As media coverage focus on the expulsion of Roma back to Romania, hundreds of French-born Gypsy families find themselves in a stand-off with authorities in the southwestern city of Bordeaux.
President Nicolas Sarkozy's government has vowed to dismantle all illegal camps, not just those inhabited by foreign-born minorities, and 250 caravans arrived in Bordeaux only to find riot police waiting for them.
Traditionally, the travellers would set up camp on sports fields, but -- having been kicked out of another illegal site further south -- when they rolled up they found 150 police and a two-foot deep ditch barring access.
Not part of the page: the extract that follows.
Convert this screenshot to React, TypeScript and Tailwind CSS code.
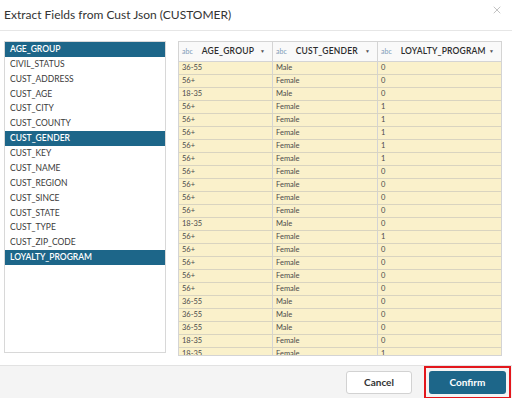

"This space is for sports," said Bordeaux mayor Alain Juppe, a powerful former prime minister and member of Sarkozy's ruling UMP. "There are people that use it for sports, playing tennis and jogging, and it's not set up to receive 250 caravans."
After initially protesting by blocking a major bridge across the Garonne River, and briefly skirmishing with police protecting the fields, the Gypsies went to court to demand access -- and were turned down.


President of "Life of travel" association, James Dubois, answers to journalists after a meeting with Bordeaux's mayor Alain Juppe. Juppe proposed to them a ground in Tourville to park.
Juppe's tough talk on illegal encampments came after Sarkozy vowed to clear 300 illegal Roma camps within 90 days and to repatriate foreign Roma. The policy has attracted fierce criticism from international human rights groups, the French opposition and even the Vatican, but the French Gypsies say they do not want to be dragged into a political row.
"We don't care about the politics of the left or the right," insisted Dubois. "All we want is a place to park our caravans so we can work."
The men complained they had already lost several days of work. The 140 families work as craftsmen and traders in local markets, selling products like mattresses and pots and pans.
A spokesman for the convoy felt the French Gypsies were being confused with foreign-born Roma. "There is an amalgamation at the national level. It's getting worse," said Jean Avrillas.
"We are not Roma and we have no contact with them," said Dubois. "We are clean. We are normal people. We are French."